### INSTRUCTIONS FOR THE TASK
Repeat the material verbatim. Images are excluded from the copy.

### SUPPLIED MATERIAL
## BEGIN

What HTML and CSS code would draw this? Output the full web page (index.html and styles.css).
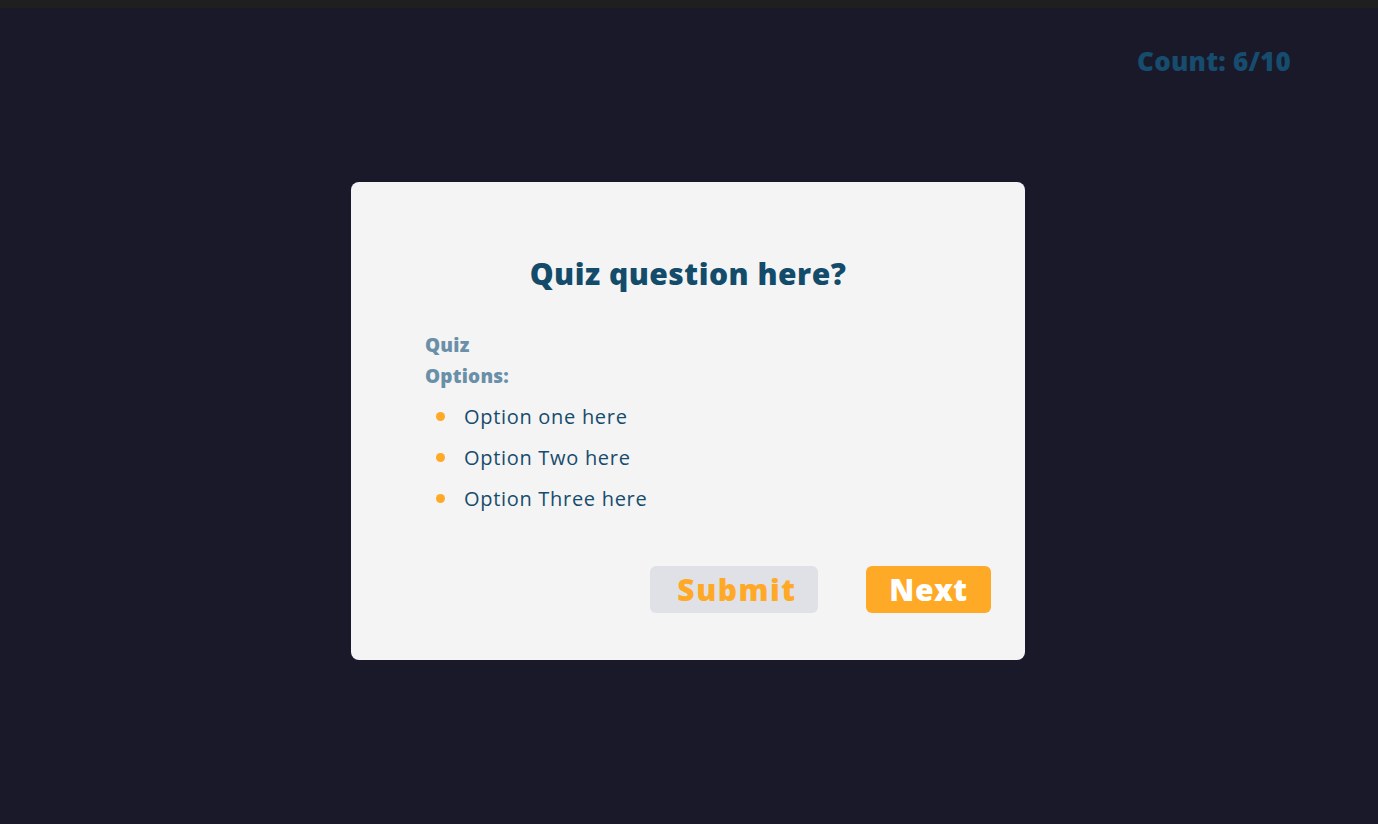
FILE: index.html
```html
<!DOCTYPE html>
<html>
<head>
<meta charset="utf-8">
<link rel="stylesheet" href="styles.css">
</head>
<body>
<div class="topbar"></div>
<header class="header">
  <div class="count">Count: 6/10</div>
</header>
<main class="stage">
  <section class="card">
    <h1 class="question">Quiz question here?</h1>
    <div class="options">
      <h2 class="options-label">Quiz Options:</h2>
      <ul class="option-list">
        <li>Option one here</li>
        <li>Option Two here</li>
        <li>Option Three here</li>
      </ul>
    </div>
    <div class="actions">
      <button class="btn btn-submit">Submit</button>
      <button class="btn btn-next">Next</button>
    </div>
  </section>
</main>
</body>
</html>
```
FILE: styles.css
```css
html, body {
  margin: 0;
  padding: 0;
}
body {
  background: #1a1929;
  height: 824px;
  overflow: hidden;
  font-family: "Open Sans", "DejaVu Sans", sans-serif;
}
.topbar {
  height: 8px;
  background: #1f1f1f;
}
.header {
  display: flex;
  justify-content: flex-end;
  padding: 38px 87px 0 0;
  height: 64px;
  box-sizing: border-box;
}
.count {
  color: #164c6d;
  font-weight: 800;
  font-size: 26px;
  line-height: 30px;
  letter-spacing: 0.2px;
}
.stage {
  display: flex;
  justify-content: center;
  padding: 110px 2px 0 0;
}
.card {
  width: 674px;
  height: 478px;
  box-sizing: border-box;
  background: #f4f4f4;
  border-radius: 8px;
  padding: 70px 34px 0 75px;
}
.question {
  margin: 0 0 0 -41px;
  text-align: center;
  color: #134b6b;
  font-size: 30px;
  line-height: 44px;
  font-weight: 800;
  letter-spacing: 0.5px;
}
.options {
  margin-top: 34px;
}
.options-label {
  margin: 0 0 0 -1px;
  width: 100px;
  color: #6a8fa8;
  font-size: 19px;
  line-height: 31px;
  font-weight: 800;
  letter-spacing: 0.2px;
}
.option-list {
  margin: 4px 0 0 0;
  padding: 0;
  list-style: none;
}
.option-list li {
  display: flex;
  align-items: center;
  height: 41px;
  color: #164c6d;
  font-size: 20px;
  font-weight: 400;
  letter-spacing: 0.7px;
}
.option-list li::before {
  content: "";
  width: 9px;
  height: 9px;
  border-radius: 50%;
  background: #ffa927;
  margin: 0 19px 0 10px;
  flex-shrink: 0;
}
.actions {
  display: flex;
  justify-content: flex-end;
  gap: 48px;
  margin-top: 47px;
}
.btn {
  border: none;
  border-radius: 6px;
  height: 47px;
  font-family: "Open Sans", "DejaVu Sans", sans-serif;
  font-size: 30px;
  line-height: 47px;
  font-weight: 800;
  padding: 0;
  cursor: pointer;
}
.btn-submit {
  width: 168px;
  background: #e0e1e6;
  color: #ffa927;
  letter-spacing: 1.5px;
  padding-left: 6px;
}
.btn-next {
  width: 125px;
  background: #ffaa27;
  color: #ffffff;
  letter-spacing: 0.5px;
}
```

## END

### RESPONSE TO THE EXERCISE
What HTML and CSS code would draw this? Output the full web page (index.html and styles.css).
FILE: index.html
```html
<!DOCTYPE html>
<html>
<head>
<meta charset="utf-8">
<link rel="stylesheet" href="styles.css">
</head>
<body>
<div class="topbar"></div>
<header class="header">
  <div class="count">Count: 6/10</div>
</header>
<main class="stage">
  <section class="card">
    <h1 class="question">Quiz question here?</h1>
    <div class="options">
      <h2 class="options-label">Quiz Options:</h2>
      <ul class="option-list">
        <li>Option one here</li>
        <li>Option Two here</li>
        <li>Option Three here</li>
      </ul>
    </div>
    <div class="actions">
      <button class="btn btn-submit">Submit</button>
      <button class="btn btn-next">Next</button>
    </div>
  </section>
</main>
</body>
</html>
```
FILE: styles.css
```css
html, body {
  margin: 0;
  padding: 0;
}
body {
  background: #1a1929;
  height: 824px;
  overflow: hidden;
  font-family: "Open Sans", "DejaVu Sans", sans-serif;
}
.topbar {
  height: 8px;
  background: #1f1f1f;
}
.header {
  display: flex;
  justify-content: flex-end;
  padding: 38px 87px 0 0;
  height: 64px;
  box-sizing: border-box;
}
.count {
  color: #164c6d;
  font-weight: 800;
  font-size: 26px;
  line-height: 30px;
  letter-spacing: 0.2px;
}
.stage {
  display: flex;
  justify-content: center;
  padding: 110px 2px 0 0;
}
.card {
  width: 674px;
  height: 478px;
  box-sizing: border-box;
  background: #f4f4f4;
  border-radius: 8px;
  padding: 70px 34px 0 75px;
}
.question {
  margin: 0 0 0 -41px;
  text-align: center;
  color: #134b6b;
  font-size: 30px;
  line-height: 44px;
  font-weight: 800;
  letter-spacing: 0.5px;
}
.options {
  margin-top: 34px;
}
.options-label {
  margin: 0 0 0 -1px;
  width: 100px;
  color: #6a8fa8;
  font-size: 19px;
  line-height: 31px;
  font-weight: 800;
  letter-spacing: 0.2px;
}
.option-list {
  margin: 4px 0 0 0;
  padding: 0;
  list-style: none;
}
.option-list li {
  display: flex;
  align-items: center;
  height: 41px;
  color: #164c6d;
  font-size: 20px;
  font-weight: 400;
  letter-spacing: 0.7px;
}
.option-list li::before {
  content: "";
  width: 9px;
  height: 9px;
  border-radius: 50%;
  background: #ffa927;
  margin: 0 19px 0 10px;
  flex-shrink: 0;
}
.actions {
  display: flex;
  justify-content: flex-end;
  gap: 48px;
  margin-top: 47px;
}
.btn {
  border: none;
  border-radius: 6px;
  height: 47px;
  font-family: "Open Sans", "DejaVu Sans", sans-serif;
  font-size: 30px;
  line-height: 47px;
  font-weight: 800;
  padding: 0;
  cursor: pointer;
}
.btn-submit {
  width: 168px;
  background: #e0e1e6;
  color: #ffa927;
  letter-spacing: 1.5px;
  padding-left: 6px;
}
.btn-next {
  width: 125px;
  background: #ffaa27;
  color: #ffffff;
  letter-spacing: 0.5px;
}
```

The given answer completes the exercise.